---------- Information shown
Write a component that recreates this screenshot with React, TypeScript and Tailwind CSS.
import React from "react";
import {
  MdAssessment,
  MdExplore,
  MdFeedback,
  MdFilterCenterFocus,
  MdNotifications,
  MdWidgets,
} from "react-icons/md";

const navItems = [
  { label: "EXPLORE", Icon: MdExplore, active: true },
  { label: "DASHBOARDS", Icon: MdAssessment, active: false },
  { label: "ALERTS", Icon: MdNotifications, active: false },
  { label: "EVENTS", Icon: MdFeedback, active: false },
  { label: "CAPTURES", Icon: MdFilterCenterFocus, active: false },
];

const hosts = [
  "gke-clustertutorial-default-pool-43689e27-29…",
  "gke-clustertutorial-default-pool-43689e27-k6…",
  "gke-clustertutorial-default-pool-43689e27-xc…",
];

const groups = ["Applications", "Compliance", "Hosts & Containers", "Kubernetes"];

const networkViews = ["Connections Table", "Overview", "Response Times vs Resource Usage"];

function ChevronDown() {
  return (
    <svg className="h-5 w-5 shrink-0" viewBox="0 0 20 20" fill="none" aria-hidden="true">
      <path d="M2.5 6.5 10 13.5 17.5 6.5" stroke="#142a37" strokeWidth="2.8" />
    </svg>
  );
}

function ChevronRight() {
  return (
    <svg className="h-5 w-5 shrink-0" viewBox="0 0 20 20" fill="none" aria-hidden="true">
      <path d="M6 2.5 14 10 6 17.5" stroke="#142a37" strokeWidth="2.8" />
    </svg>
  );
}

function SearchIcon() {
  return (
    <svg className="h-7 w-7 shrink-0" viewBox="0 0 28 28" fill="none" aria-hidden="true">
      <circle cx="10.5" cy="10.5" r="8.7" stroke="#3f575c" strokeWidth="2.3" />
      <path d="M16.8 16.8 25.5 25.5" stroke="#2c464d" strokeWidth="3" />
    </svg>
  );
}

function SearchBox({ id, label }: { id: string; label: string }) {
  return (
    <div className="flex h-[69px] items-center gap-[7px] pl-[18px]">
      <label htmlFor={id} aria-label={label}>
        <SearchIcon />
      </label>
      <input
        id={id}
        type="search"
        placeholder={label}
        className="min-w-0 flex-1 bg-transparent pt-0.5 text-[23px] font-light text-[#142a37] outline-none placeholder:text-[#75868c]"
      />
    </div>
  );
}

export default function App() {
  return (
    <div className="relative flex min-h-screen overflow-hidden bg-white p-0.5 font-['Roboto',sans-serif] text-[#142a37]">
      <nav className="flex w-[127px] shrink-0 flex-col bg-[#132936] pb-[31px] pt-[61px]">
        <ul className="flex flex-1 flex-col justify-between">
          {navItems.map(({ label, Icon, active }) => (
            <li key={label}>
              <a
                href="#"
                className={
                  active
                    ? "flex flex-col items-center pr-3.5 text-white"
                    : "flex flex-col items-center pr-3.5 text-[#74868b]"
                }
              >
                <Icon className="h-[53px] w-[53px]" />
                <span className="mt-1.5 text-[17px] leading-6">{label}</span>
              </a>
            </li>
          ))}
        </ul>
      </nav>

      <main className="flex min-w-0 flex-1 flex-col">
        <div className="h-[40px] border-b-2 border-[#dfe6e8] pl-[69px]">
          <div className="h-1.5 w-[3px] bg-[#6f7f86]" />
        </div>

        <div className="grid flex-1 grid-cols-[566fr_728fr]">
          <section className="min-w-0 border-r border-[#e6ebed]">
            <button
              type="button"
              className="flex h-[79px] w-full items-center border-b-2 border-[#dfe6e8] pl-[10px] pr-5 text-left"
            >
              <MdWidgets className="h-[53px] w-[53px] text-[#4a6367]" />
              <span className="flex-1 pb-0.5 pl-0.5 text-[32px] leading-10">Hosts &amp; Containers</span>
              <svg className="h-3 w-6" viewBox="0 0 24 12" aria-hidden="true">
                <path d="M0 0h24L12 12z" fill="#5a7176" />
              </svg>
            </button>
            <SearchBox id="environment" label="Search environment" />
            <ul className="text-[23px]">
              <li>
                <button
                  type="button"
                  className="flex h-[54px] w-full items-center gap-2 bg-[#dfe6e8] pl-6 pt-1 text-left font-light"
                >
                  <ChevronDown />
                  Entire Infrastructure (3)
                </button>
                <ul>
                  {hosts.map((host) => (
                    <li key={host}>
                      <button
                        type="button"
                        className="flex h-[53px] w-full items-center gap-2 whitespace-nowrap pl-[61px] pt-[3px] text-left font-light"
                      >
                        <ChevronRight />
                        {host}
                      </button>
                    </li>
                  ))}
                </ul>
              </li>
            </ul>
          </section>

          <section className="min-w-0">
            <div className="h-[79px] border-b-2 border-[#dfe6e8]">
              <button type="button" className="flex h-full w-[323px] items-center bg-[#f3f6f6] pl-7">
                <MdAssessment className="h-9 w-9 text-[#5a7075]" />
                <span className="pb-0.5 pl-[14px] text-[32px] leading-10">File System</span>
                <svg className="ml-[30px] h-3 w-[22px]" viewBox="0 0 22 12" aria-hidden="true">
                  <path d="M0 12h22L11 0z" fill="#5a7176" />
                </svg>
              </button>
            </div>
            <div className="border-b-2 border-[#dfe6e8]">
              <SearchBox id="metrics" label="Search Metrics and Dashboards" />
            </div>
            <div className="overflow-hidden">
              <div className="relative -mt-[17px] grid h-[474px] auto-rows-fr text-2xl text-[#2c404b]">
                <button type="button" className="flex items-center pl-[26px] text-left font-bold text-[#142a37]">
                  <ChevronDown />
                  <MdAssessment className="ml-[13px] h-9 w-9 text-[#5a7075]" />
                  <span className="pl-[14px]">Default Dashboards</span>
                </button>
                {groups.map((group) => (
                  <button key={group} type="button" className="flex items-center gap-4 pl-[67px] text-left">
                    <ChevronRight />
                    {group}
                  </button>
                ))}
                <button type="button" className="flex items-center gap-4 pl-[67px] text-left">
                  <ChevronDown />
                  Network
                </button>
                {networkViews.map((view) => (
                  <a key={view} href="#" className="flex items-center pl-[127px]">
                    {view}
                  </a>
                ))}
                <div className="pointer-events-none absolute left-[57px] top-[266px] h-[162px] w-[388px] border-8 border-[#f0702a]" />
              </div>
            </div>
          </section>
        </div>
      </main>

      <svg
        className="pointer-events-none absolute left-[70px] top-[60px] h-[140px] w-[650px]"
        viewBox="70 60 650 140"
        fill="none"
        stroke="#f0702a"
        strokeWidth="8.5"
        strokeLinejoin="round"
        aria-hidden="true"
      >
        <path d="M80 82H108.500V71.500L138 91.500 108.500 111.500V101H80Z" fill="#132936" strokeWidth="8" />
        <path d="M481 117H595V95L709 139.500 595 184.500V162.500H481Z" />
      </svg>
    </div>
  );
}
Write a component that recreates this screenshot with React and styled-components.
--------------------
• Task objective: Please set down the whole listing above without altering a single line.

• Worked solution:
Write a component that recreates this screenshot with React, TypeScript and Tailwind CSS.
import React from "react";
import {
  MdAssessment,
  MdExplore,
  MdFeedback,
  MdFilterCenterFocus,
  MdNotifications,
  MdWidgets,
} from "react-icons/md";

const navItems = [
  { label: "EXPLORE", Icon: MdExplore, active: true },
  { label: "DASHBOARDS", Icon: MdAssessment, active: false },
  { label: "ALERTS", Icon: MdNotifications, active: false },
  { label: "EVENTS", Icon: MdFeedback, active: false },
  { label: "CAPTURES", Icon: MdFilterCenterFocus, active: false },
];

const hosts = [
  "gke-clustertutorial-default-pool-43689e27-29…",
  "gke-clustertutorial-default-pool-43689e27-k6…",
  "gke-clustertutorial-default-pool-43689e27-xc…",
];

const groups = ["Applications", "Compliance", "Hosts & Containers", "Kubernetes"];

const networkViews = ["Connections Table", "Overview", "Response Times vs Resource Usage"];

function ChevronDown() {
  return (
    <svg className="h-5 w-5 shrink-0" viewBox="0 0 20 20" fill="none" aria-hidden="true">
      <path d="M2.5 6.5 10 13.5 17.5 6.5" stroke="#142a37" strokeWidth="2.8" />
    </svg>
  );
}

function ChevronRight() {
  return (
    <svg className="h-5 w-5 shrink-0" viewBox="0 0 20 20" fill="none" aria-hidden="true">
      <path d="M6 2.5 14 10 6 17.5" stroke="#142a37" strokeWidth="2.8" />
    </svg>
  );
}

function SearchIcon() {
  return (
    <svg className="h-7 w-7 shrink-0" viewBox="0 0 28 28" fill="none" aria-hidden="true">
      <circle cx="10.5" cy="10.5" r="8.7" stroke="#3f575c" strokeWidth="2.3" />
      <path d="M16.8 16.8 25.5 25.5" stroke="#2c464d" strokeWidth="3" />
    </svg>
  );
}

function SearchBox({ id, label }: { id: string; label: string }) {
  return (
    <div className="flex h-[69px] items-center gap-[7px] pl-[18px]">
      <label htmlFor={id} aria-label={label}>
        <SearchIcon />
      </label>
      <input
        id={id}
        type="search"
        placeholder={label}
        className="min-w-0 flex-1 bg-transparent pt-0.5 text-[23px] font-light text-[#142a37] outline-none placeholder:text-[#75868c]"
      />
    </div>
  );
}

export default function App() {
  return (
    <div className="relative flex min-h-screen overflow-hidden bg-white p-0.5 font-['Roboto',sans-serif] text-[#142a37]">
      <nav className="flex w-[127px] shrink-0 flex-col bg-[#132936] pb-[31px] pt-[61px]">
        <ul className="flex flex-1 flex-col justify-between">
          {navItems.map(({ label, Icon, active }) => (
            <li key={label}>
              <a
                href="#"
                className={
                  active
                    ? "flex flex-col items-center pr-3.5 text-white"
                    : "flex flex-col items-center pr-3.5 text-[#74868b]"
                }
              >
                <Icon className="h-[53px] w-[53px]" />
                <span className="mt-1.5 text-[17px] leading-6">{label}</span>
              </a>
            </li>
          ))}
        </ul>
      </nav>

      <main className="flex min-w-0 flex-1 flex-col">
        <div className="h-[40px] border-b-2 border-[#dfe6e8] pl-[69px]">
          <div className="h-1.5 w-[3px] bg-[#6f7f86]" />
        </div>

        <div className="grid flex-1 grid-cols-[566fr_728fr]">
          <section className="min-w-0 border-r border-[#e6ebed]">
            <button
              type="button"
              className="flex h-[79px] w-full items-center border-b-2 border-[#dfe6e8] pl-[10px] pr-5 text-left"
            >
              <MdWidgets className="h-[53px] w-[53px] text-[#4a6367]" />
              <span className="flex-1 pb-0.5 pl-0.5 text-[32px] leading-10">Hosts &amp; Containers</span>
              <svg className="h-3 w-6" viewBox="0 0 24 12" aria-hidden="true">
                <path d="M0 0h24L12 12z" fill="#5a7176" />
              </svg>
            </button>
            <SearchBox id="environment" label="Search environment" />
            <ul className="text-[23px]">
              <li>
                <button
                  type="button"
                  className="flex h-[54px] w-full items-center gap-2 bg-[#dfe6e8] pl-6 pt-1 text-left font-light"
                >
                  <ChevronDown />
                  Entire Infrastructure (3)
                </button>
                <ul>
                  {hosts.map((host) => (
                    <li key={host}>
                      <button
                        type="button"
                        className="flex h-[53px] w-full items-center gap-2 whitespace-nowrap pl-[61px] pt-[3px] text-left font-light"
                      >
                        <ChevronRight />
                        {host}
                      </button>
                    </li>
                  ))}
                </ul>
              </li>
            </ul>
          </section>

          <section className="min-w-0">
            <div className="h-[79px] border-b-2 border-[#dfe6e8]">
              <button type="button" className="flex h-full w-[323px] items-center bg-[#f3f6f6] pl-7">
                <MdAssessment className="h-9 w-9 text-[#5a7075]" />
                <span className="pb-0.5 pl-[14px] text-[32px] leading-10">File System</span>
                <svg className="ml-[30px] h-3 w-[22px]" viewBox="0 0 22 12" aria-hidden="true">
                  <path d="M0 12h22L11 0z" fill="#5a7176" />
                </svg>
              </button>
            </div>
            <div className="border-b-2 border-[#dfe6e8]">
              <SearchBox id="metrics" label="Search Metrics and Dashboards" />
            </div>
            <div className="overflow-hidden">
              <div className="relative -mt-[17px] grid h-[474px] auto-rows-fr text-2xl text-[#2c404b]">
                <button type="button" className="flex items-center pl-[26px] text-left font-bold text-[#142a37]">
                  <ChevronDown />
                  <MdAssessment className="ml-[13px] h-9 w-9 text-[#5a7075]" />
                  <span className="pl-[14px]">Default Dashboards</span>
                </button>
                {groups.map((group) => (
                  <button key={group} type="button" className="flex items-center gap-4 pl-[67px] text-left">
                    <ChevronRight />
                    {group}
                  </button>
                ))}
                <button type="button" className="flex items-center gap-4 pl-[67px] text-left">
                  <ChevronDown />
                  Network
                </button>
                {networkViews.map((view) => (
                  <a key={view} href="#" className="flex items-center pl-[127px]">
                    {view}
                  </a>
                ))}
                <div className="pointer-events-none absolute left-[57px] top-[266px] h-[162px] w-[388px] border-8 border-[#f0702a]" />
              </div>
            </div>
          </section>
        </div>
      </main>

      <svg
        className="pointer-events-none absolute left-[70px] top-[60px] h-[140px] w-[650px]"
        viewBox="70 60 650 140"
        fill="none"
        stroke="#f0702a"
        strokeWidth="8.5"
        strokeLinejoin="round"
        aria-hidden="true"
      >
        <path d="M80 82H108.500V71.500L138 91.500 108.500 111.500V101H80Z" fill="#132936" strokeWidth="8" />
        <path d="M481 117H595V95L709 139.500 595 184.500V162.500H481Z" />
      </svg>
    </div>
  );
}
Write a component that recreates this screenshot with React and styled-components.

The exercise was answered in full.